Different wavetables can be stored for each note and velocity, similar to a multi-sample synthesiser. If one wavetable was stored for each of the notes C1 and C2, the method using a Cycle Map configuration would allow an intermediate sound to be created as a hybrid of the two sounds. The same method could be used to generate an intermediate sound between two wavetables at different velocities.

In FIG. 8, when playing note F1120, intermediate wavetable data can be constructed in real-time, by interpolating the data from the two wavetables stored on databases at notes C1 and C2.

In FIG. 9, when playing note F1121, intermediate wavetable data can be constructed in real-time, by interpolating the data from the four wavetables stored on database at note C1 velocity 0, note C1 velocity 127, note C2 velocity 0 and note C2 velocity 127.

Having described the preferred components of the Cycle Map and its use, a preferred method of creating the Cycle Map will now be described. First, the pitch frequency of the original sound is detected. Then, starting at an arbitrary zero crossing in the original sound, the processor identifies a cycle that is the correct length for the detected frequency. Thereafter, using the wave data of the cycle, the processor determines the end location of the next cycle, and adds the pitch and volume data into the Cycle Map.

The foregoing description is by way of example only, and may be varied considerably without departing from the scope of the present disclosure. For example only, the data for a Cycle Map could be obtained by utilising elements of artificial intelligence (“AI”), for example, training a genetic algorithm to recognize cycles and determine the cycle map data. The details of AI would be well understood by those of ordinary skill in the AI field.

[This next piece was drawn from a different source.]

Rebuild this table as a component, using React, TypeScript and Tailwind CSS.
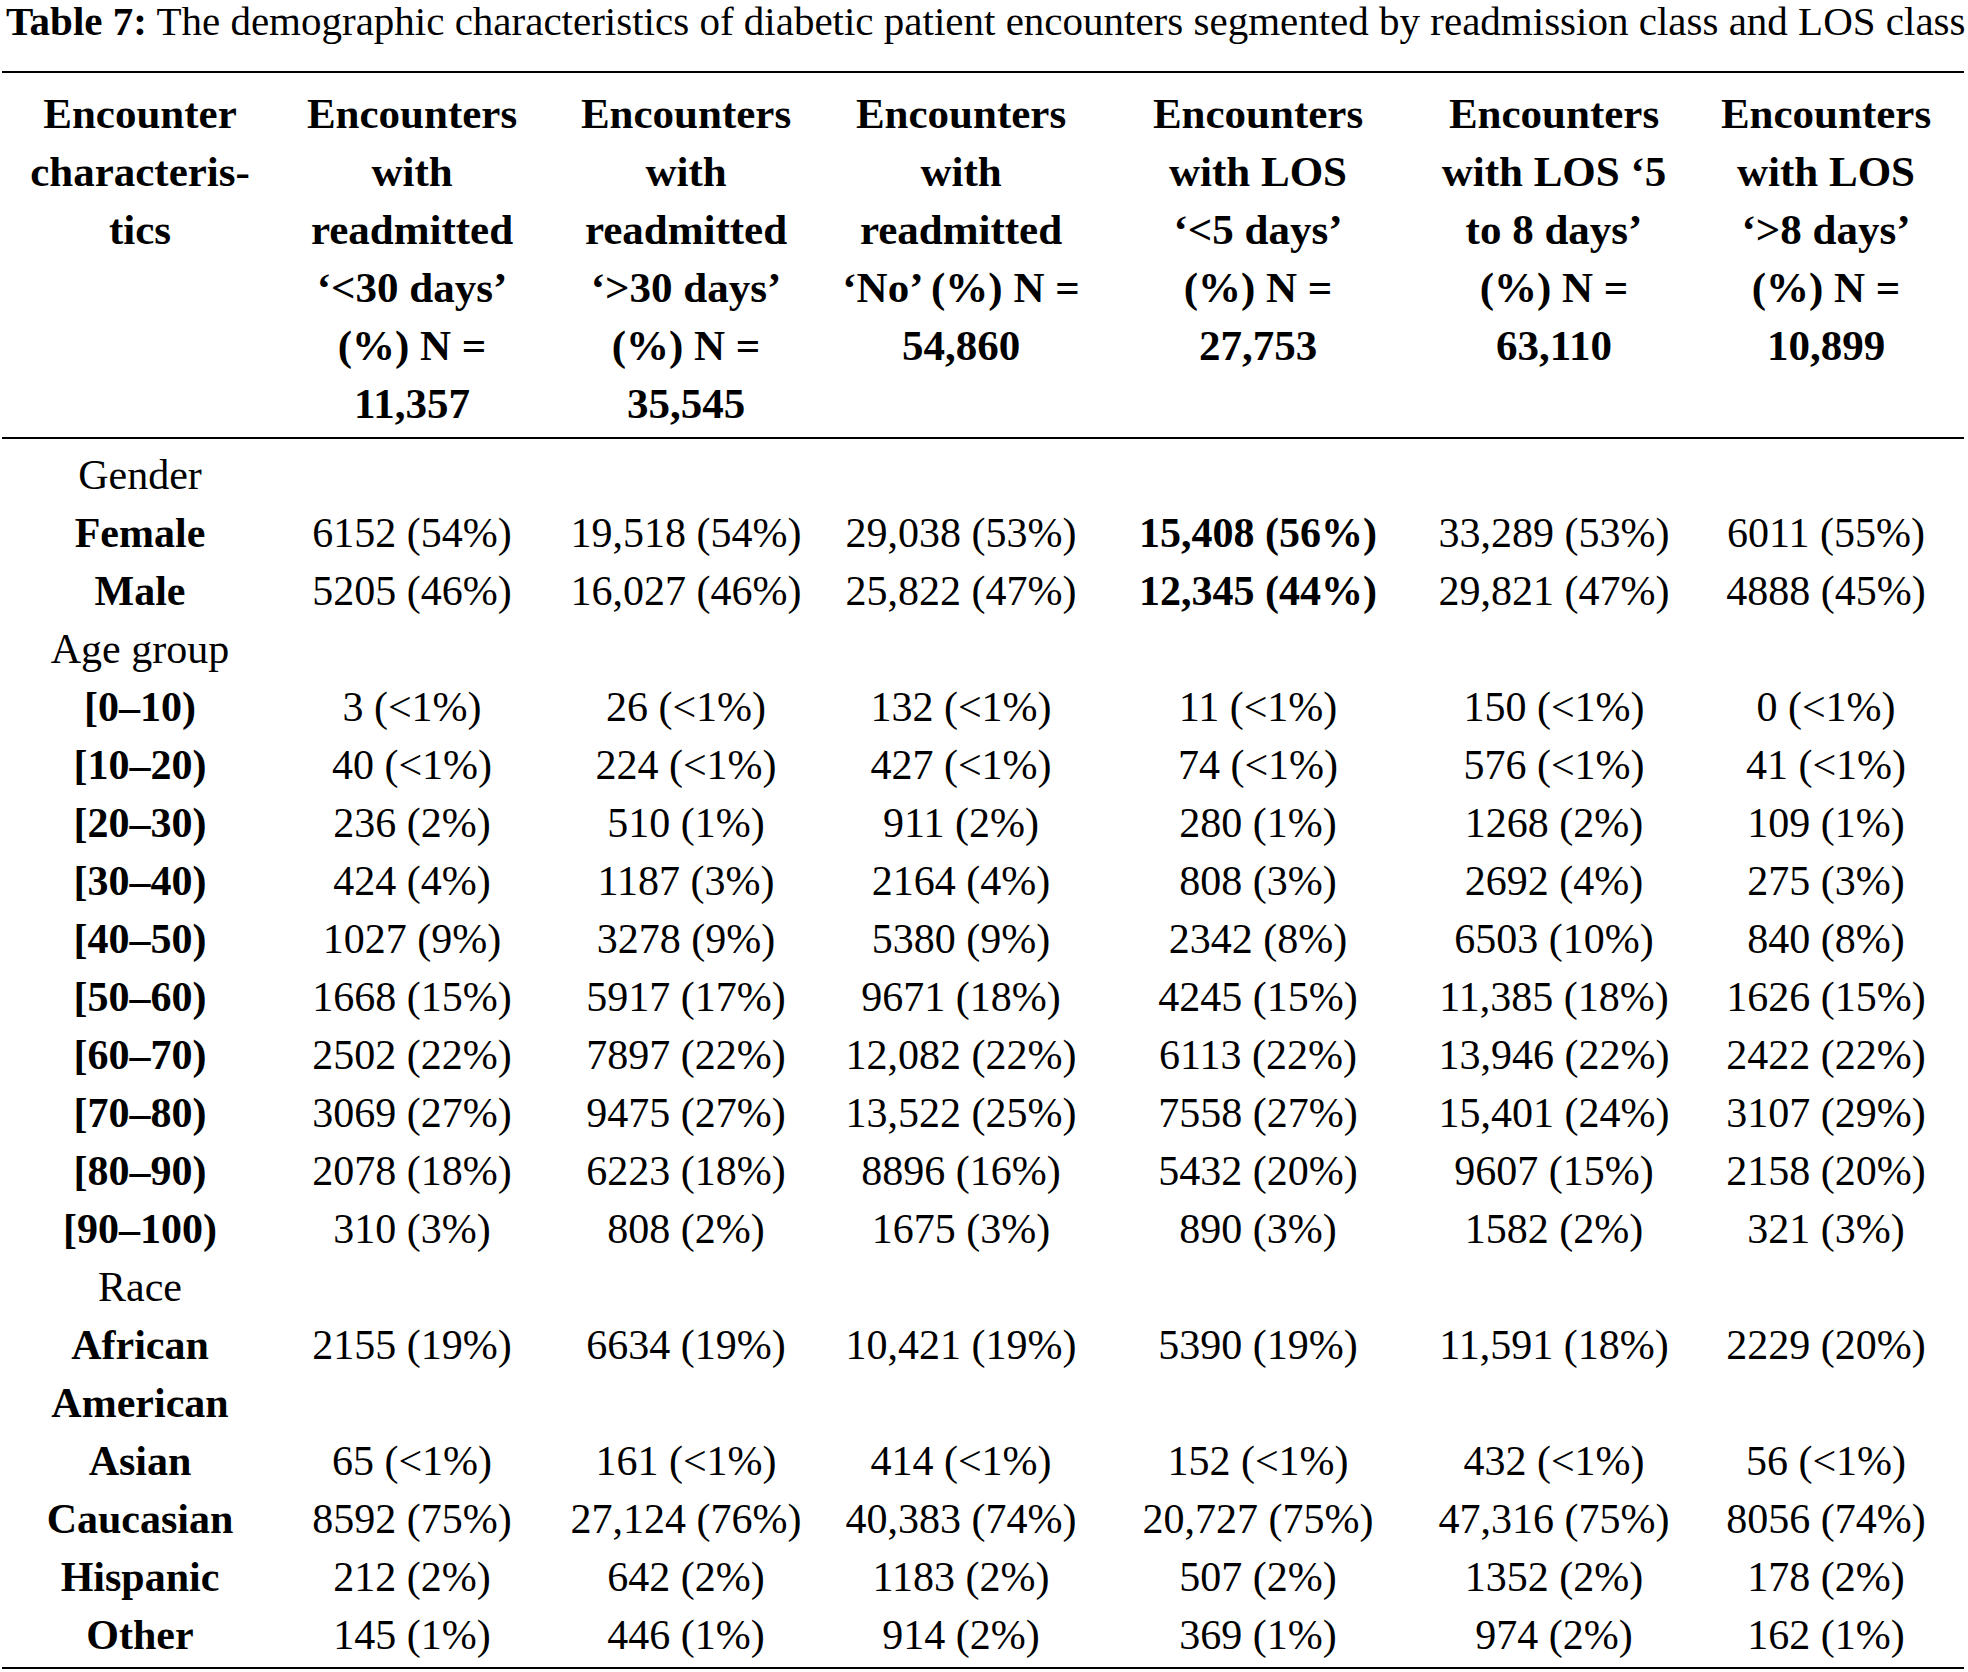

The present description in a preferred form provides the advantages of creating stereo wavetable playback, allowing multiple Wavetables to be used to create intermediate Wavetables, to enable playback of more realistic acoustic sounds using a Cycle Map, to create unique distortion effects using an Arc Map, that often accompanies devices in the prior art.

Other embodiments of the invention will be apparent to those skilled in the art from consideration of the specification and practice of the invention disclosed herein. It is intended that the specification and examples be considered as exemplary only, with a true scope and spirit of the invention being indicated by the following claims.

Claims

1. A sound synthesizer, including: an audio import system;a database configured to store audio data recorded by said audio import system; anda processor configured to compile said audio data into: a Cycle Map configured to represent pitch as a series of variable lengths and volume as a series of variable heights; andan Arc Map configured to represent audio data as a series of variable lengths and volume as a series of variable heights.

2. The synthesizer of claim 1, wherein the audio import system is digital.

3. The synthesizer of claim 1, further including an audio output configured to play the recorded audio according to the Cycle Map and Arc Map for a given recording stored in said database.

4. The synthesizer of claim 1, wherein the synthesizer is configured to play only music according to the Cycle Map.

5. A method for recording audio to generate a Cycle Map, including: recording an audio segment to store audio data in a database;creating a Cycle Map for the audio segment, the Cycle Map having an X axis and a Y axis where the X axis is configured to represent pitch of a plurality of cycles of an audio segment, and the Y axis is configured to represent volume of the cycles of the audio segment; andtransforming the audio data into variable height volume data along the Y axis of the Cycle Map for each recorded cycle, and variable length pitch data along the X axis for each recorded cycle.

6. The method of claim 5, wherein the Cycle Map created based on a variable detected frequency of the recorded audio segment.

7. The method of claim 5, wherein audio data plotted along the X axis and Y axis of the Cycle Map is represented as a series of orthogonal shapes to represent cycles.

8. The method of claim 7, wherein the orthogonal shapes are configured to retain the tonal characteristics of the original audio recording.

9. The method of claim 5, further including creating left and right channels that are out of phase with respect to each other.